Илья Репин. «Иван Грозный и его сын Иван 16 ноября 1581 года», 1885 год. Холст, масло
По большому счету тем, что грозный царь превратился из фигуры с отстоявшейся репутацией в предмет для спекуляций ("имя России"? не "имя России"?..), мы обязаны сталинскому времени. Известен случай историка, который написал в 1930-х монографию о древнеримских восстаниях рабов и завершил ее (как велела вроде бы несомненная догма) словами в том духе, что подлинной революцией эти восстания, уж конечно, быть не могли.

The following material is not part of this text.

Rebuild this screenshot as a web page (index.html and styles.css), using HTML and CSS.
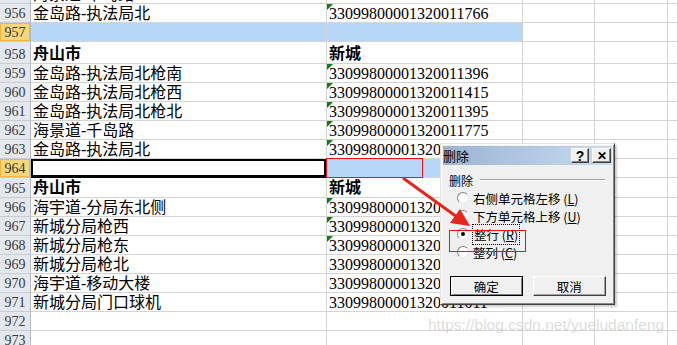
FILE: index.html
```html
<!DOCTYPE html>
<html lang="zh-CN">
<head>
    <meta charset="UTF-8">
    <title>删除</title>
    <link rel="stylesheet" href="styles.css">
</head>
<body>
    <div class="sheet">
        <div class="row"><div class="rh">955</div><div class="c">海景道-千岛路</div><div class="c num">33099800001320011775</div><div class="c"></div><div class="c"></div><div class="c"></div></div>
        <div class="row"><div class="rh">956</div><div class="c">金岛路-执法局北</div><div class="c num tri">33099800001320011766</div><div class="c"></div><div class="c"></div><div class="c"></div></div>
        <div class="row"><div class="rh hl">957</div><div class="c fill"></div><div class="c fill"></div><div class="c"></div><div class="c"></div><div class="c"></div></div>
        <div class="row tall"><div class="rh">958</div><div class="c bold">舟山市</div><div class="c bold">新城</div><div class="c"></div><div class="c"></div><div class="c"></div></div>
        <div class="row"><div class="rh">959</div><div class="c">金岛路-执法局北枪南</div><div class="c num tri">33099800001320011396</div><div class="c"></div><div class="c"></div><div class="c"></div></div>
        <div class="row"><div class="rh">960</div><div class="c">金岛路-执法局北枪西</div><div class="c num tri">33099800001320011415</div><div class="c"></div><div class="c"></div><div class="c"></div></div>
        <div class="row"><div class="rh">961</div><div class="c">金岛路-执法局北枪北</div><div class="c num tri">33099800001320011395</div><div class="c"></div><div class="c"></div><div class="c"></div></div>
        <div class="row"><div class="rh">962</div><div class="c">海景道-千岛路</div><div class="c num tri">33099800001320011775</div><div class="c"></div><div class="c"></div><div class="c"></div></div>
        <div class="row"><div class="rh">963</div><div class="c">金岛路-执法局北</div><div class="c num tri">33099800001320011767</div><div class="c"></div><div class="c"></div><div class="c"></div></div>
        <div class="row"><div class="rh hl">964</div><div class="c active"></div><div class="c fill"></div><div class="c fill"></div><div class="c"></div><div class="c"></div></div>
        <div class="row mid"><div class="rh">965</div><div class="c bold">舟山市</div><div class="c bold">新城</div><div class="c"></div><div class="c"></div><div class="c"></div></div>
        <div class="row"><div class="rh">966</div><div class="c">海宇道-分局东北侧</div><div class="c num tri">33099800001320011012</div><div class="c"></div><div class="c"></div><div class="c"></div></div>
        <div class="row"><div class="rh">967</div><div class="c">新城分局枪西</div><div class="c num tri">33099800001320011013</div><div class="c"></div><div class="c"></div><div class="c"></div></div>
        <div class="row"><div class="rh">968</div><div class="c">新城分局枪东</div><div class="c num tri">33099800001320011014</div><div class="c"></div><div class="c"></div><div class="c"></div></div>
        <div class="row"><div class="rh">969</div><div class="c">新城分局枪北</div><div class="c num">33099800001320011015</div><div class="c"></div><div class="c"></div><div class="c"></div></div>
        <div class="row"><div class="rh">970</div><div class="c">海宇道-移动大楼</div><div class="c num">33099800001320011016</div><div class="c"></div><div class="c"></div><div class="c"></div></div>
        <div class="row"><div class="rh">971</div><div class="c">新城分局门口球机</div><div class="c num">33099800001320011011</div><div class="c"></div><div class="c"></div><div class="c"></div></div>
        <div class="row"><div class="rh">972</div><div class="c"></div><div class="c"></div><div class="c"></div><div class="c"></div><div class="c"></div></div>
        <div class="row"><div class="rh">973</div><div class="c"></div><div class="c"></div><div class="c"></div><div class="c"></div><div class="c"></div></div>
    </div>

    <!-- 标注框 -->
    <div class="mark mark-cell"></div>

    <div class="dlg">
        <div class="dlg-title">
            <span class="dlg-name">删除</span>
            <span class="tbtn">?</span>
            <span class="tbtn close">&#10005;</span>
        </div>
        <div class="dlg-body">
            <div class="group-head"><span>删除</span><span class="etch"></span></div>
            <div class="options">
                <div class="opt"><span class="radio"></span><span>右侧单元格左移 (<u>L</u>)</span></div>
                <div class="opt"><span class="radio"></span><span>下方单元格上移 (<u>U</u>)</span></div>
                <div class="opt"><span class="radio on"></span><span class="focus">整行 (<u>R</u>)</span></div>
                <div class="opt"><span class="radio"></span><span>整列 (<u>C</u>)</span></div>
            </div>
            <div class="buttons">
                <button class="btn default">确定</button>
                <button class="btn">取消</button>
            </div>
        </div>
    </div>

    <div class="mark mark-opt"></div>

    <svg class="arrow" width="678" height="345" viewBox="0 0 678 345">
        <line x1="403" y1="178" x2="457" y2="217" stroke="#e8251c" stroke-width="3"/>
        <polygon points="470,226 450,223 460,209" fill="#e8251c"/>
    </svg>

    <div class="watermark">https://blog.csdn.net/yueludanfeng</div>
</body>
</html>
```

FILE: styles.css
```css
body {
    margin: 0;
    width: 678px;
    height: 345px;
    overflow: hidden;
    position: relative;
    background: #fff;
    font-family: "Liberation Serif", "Noto Sans CJK SC", serif;
}

.sheet {
    margin-top: -15px;
}

.row {
    display: grid;
    grid-template-columns: 31px 296px 196px 72px 73px 1fr;
    height: 19px;
}

.row.tall {
    height: 22px;
}

.row.mid {
    height: 20px;
}

.c {
    box-sizing: border-box;
    border-right: 1px solid #d4d4d4;
    border-bottom: 1px solid #d4d4d4;
    display: flex;
    align-items: flex-end;
    padding: 0 0 0 2px;
    font-size: 16px;
    line-height: 17px;
    color: #000;
    white-space: nowrap;
    overflow: hidden;
    position: relative;
}

.rh {
    box-sizing: border-box;
    background: #e4e8ed;
    border-right: 1px solid #b3b9c3;
    border-bottom: 1px solid #c8ccd3;
    color: #3a3a3a;
    font-size: 14px;
    display: flex;
    align-items: flex-end;
    justify-content: center;
    line-height: 16px;
}

.rh.hl {
    background: #f8d67c;
    box-shadow: inset 0 0 0 1px #f0b441;
    color: #333;
}

.bold {
    font-weight: bold;
    line-height: 19px;
}

.fill {
    background: #b7d7f8;
}

.active {
    box-shadow: inset 0 0 0 2px #000;
    border-bottom-color: #000;
}

.tri::before {
    content: '';
    position: absolute;
    top: 0;
    left: 0;
    border-top: 6px solid #107c10;
    border-right: 6px solid transparent;
}

.mark {
    position: absolute;
    border: 1px solid #f01010;
    box-sizing: border-box;
}

.mark-cell {
    left: 326px;
    top: 158px;
    width: 97px;
    height: 20px;
}

.mark-opt {
    left: 449px;
    top: 230px;
    width: 77px;
    height: 22px;
}

/* 删除 对话框 */
.dlg {
    position: absolute;
    left: 440px;
    top: 143px;
    width: 175px;
    height: 162px;
    box-sizing: border-box;
    background: #f0f0f0;
    border: 1px solid;
    border-color: #e3e3e3 #404040 #404040 #e3e3e3;
    box-shadow: inset 1px 1px #fff, inset -1px -1px #8a8a8a, 2px 2px 2px rgba(0, 0, 0, 0.2);
    padding: 2px;
    font-family: "Noto Sans CJK SC", sans-serif;
    font-size: 12px;
}

.dlg-title {
    height: 19px;
    display: flex;
    align-items: center;
    gap: 3px;
    padding-right: 1px;
    background: linear-gradient(to right, #9cb4d3, #c8dbf0);
}

.dlg-name {
    flex: 1;
    font-size: 13px;
    color: #000;
}

.tbtn {
    width: 18px;
    height: 15px;
    box-sizing: border-box;
    background: #f0f0f0;
    border: 1px solid;
    border-color: #fff #404040 #404040 #fff;
    box-shadow: inset -1px -1px #808080;
    display: flex;
    align-items: center;
    justify-content: center;
    font-family: "Liberation Sans", sans-serif;
    font-weight: bold;
    font-size: 14px;
    line-height: 1;
}

.tbtn.close {
    width: 19px;
    font-size: 12px;
}

.dlg-body {
    padding: 7px 6px 0 6px;
}

.group-head {
    display: flex;
    align-items: center;
    gap: 7px;
    height: 16px;
    padding-right: 1px;
}

.etch {
    flex: 1;
    border-top: 1px solid #a0a0a0;
    border-bottom: 1px solid #fff;
}

.options {
    margin-top: 1px;
    padding-left: 8px;
    display: flex;
    flex-direction: column;
}

.opt {
    height: 18px;
    display: flex;
    align-items: center;
    gap: 4px;
    font-size: 12.5px;
}

.radio {
    width: 12px;
    height: 12px;
    box-sizing: border-box;
    border-radius: 50%;
    background: #fff;
    border: 1px solid;
    border-color: #808080 #e8e8e8 #e8e8e8 #808080;
    position: relative;
}

.radio.on::after {
    content: '';
    position: absolute;
    left: 3px;
    top: 3px;
    width: 4px;
    height: 4px;
    border-radius: 50%;
    background: #000;
}

.focus {
    outline: 1px dotted #000;
    outline-offset: 0;
    padding: 0 1px;
}

.buttons {
    margin-top: 15px;
    padding-left: 1px;
    display: flex;
    gap: 10px;
}

.btn {
    width: 75px;
    height: 20px;
    box-sizing: border-box;
    background: #f0f0f0;
    border: 1px solid;
    border-color: #fff #404040 #404040 #fff;
    box-shadow: inset -1px -1px #a0a0a0;
    font-family: "Noto Sans CJK SC", sans-serif;
    font-size: 12.5px;
    padding: 0;
    color: #000;
}

.btn.default {
    width: 74px;
    border-color: #000;
    box-shadow: inset 1px 1px #fff, inset -1px -1px #808080;
}

.arrow {
    position: absolute;
    left: 0;
    top: 0;
    pointer-events: none;
}

.watermark {
    position: absolute;
    left: 428px;
    top: 316px;
    font-family: "Liberation Sans", sans-serif;
    font-size: 15.5px;
    color: rgba(190, 190, 190, 0.55);
    white-space: nowrap;
}
```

И надо же было случиться, что в момент печатания книги корифей всех наук возьми да и скажи на съезде колхозников, что это "революция рабов опрокинула рабовладельческий Рим",— и работники типографии вынуждены были, седея от страха, спешно выдирать последнюю страницу книги по всему тиражу. Ну вот и с Иваном Грозным произошла та же в общем-то случайность: вождю что-то померещилось приятное в образе царя, и по первому намеку и идеология, и наука (что самое печальное) принялись раздувать малосимпатичного самодержца в прогрессивного государственного деятеля. С большим кинематографическим потенциалом в придачу.